Infatti, le regioni hanno ora competenza legislativa esclusiva nella materia concernente l'istruzione e la formazione professionale (art. 117 Cost., co. 3), fatti salvi i profili relativi alla determinazione dei livelli essenziali delle prestazioni concernenti i diritti civili e sociali che devono essere garantiti (a tutti i cittadini) su tutto il territorio nazionale, da parte dello Stato (art. 117, co. 2, lett. m). Si aggiunga inoltre che le regioni hanno potestà legislativa per il diritto amministrativo del lavoro e che, per effetto del decentramento, realizzatosi a seguito dei provvedimenti legislativi del 1997 (1. 15 marzo 1997, n. 59 e del D.lgs. 23 dicembre 1997), alle stesse sono state affidate le varie forme di collocamento e, in generale, i servizi per l'impiego. La legge delega, cit. 35, secondo la quale “alla luce della riforma dell’art. 117 Cost. il potere legislativo delle regioni può consentire alle stesse di sganciarsi dal modello predisposto dal D.lgs n.469 del 1997. La compressione lamentata in passato dalle regioni deve però essere spesso legittimata dalla Consulta del loro potere organizzativo e di autonomia nella devoluzione di funzioni e compiti agli enti locali, che trova oggi rimedio nell’originario potere legislativo delle regioni in tema di tutela e sicurezza del lavoro di cui certamente fa parte il c.d. diritto amministrativo del lavoro. Non vi sono dubbi, pertanto, sull'ampliamento delle competenze delle regioni sicché le stesse possono regolare autonomamente il contenuto e le modalità di attuazione delle attività formative, oltre ché promuovere percorsi di integrazione tra istruzione e formazione professionale.
Ed invero, il confine che il legislatore regionale non può superare risiede nella regolazione dei rapporti di lavoro, che è di competenza dello Stato, perché deve, pur sempre, rispettare il principio costituzionale di uguaglianza. Infatti le leggi regionali non potrebbero legittimamente derogare alla legislazione nazionale del lavoro, se non a condizione che, come avvertono i giudici costituzionali, non sia ravvisabile una ragionevole giustificazione che escluda la violazione del fondamentale principio di uguaglianza.

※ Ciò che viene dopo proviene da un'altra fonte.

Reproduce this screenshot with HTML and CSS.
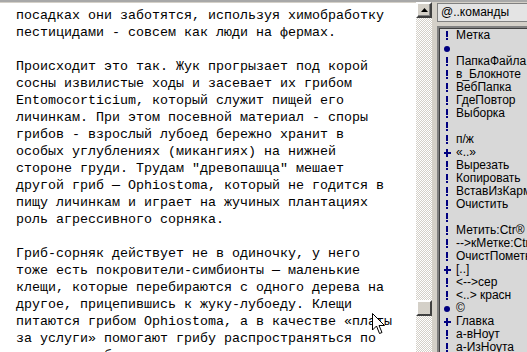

Ad ogni modo, sembra che la Consulta abbia offerto delle indicazioni precise circa la ripartizione di competenze tra Stato e regioni anche in materia di contratti formativi, così contribuendo a definire un raccordo virtuoso che tiene conto anche dei problemi posti dal nuovo sistema di istruzione e formazione professionale.

Di fatto è passato più i un anno dall’entrata in vigore del D.lgs 276/2003 ma le regioni e la contrattazione collettiva non danno segni concreti di una regolamentazione in materia di formazione, atta all’applicazione del nuovo contratto di apprendistato. Questo causa una mancata applicazione nella parte sostanziale della riforma, ovvero nella parte che prevede una rimodulazione dei requisiti, finalizzati al riconoscimento dei soggetti interessati a tale tipologia contrattuale ed una zoppicante applicazione della parte formale della stessa, nella parte in cui prevede l’abrogazione di alcuni adempimenti e limiti previsti dalla norma previgente per l’utilizzo di tale fattispecie giuridica di rapporto di lavoro.

Considerato “l’ormai risolto”, conflitto di competenza tra regione e Stato in materia di rapporto di lavoro, a quando l’applicazione di queste tipologie contrattuali, importanti per il funzionamento organico delle aziende e quindi dell’economia del nostro Paese?

Alla luce dei risultati delle amministrative svoltesi nei giorni del 3, 4 aprile 2005 ci sarà un ulteriore frenata all’applicazione della norma trattata, a causa dell’origine “partitica” della riforma del mercato del lavoro, chiaramente contrastante on le posizioni “partitiche” di molti vertici regionali?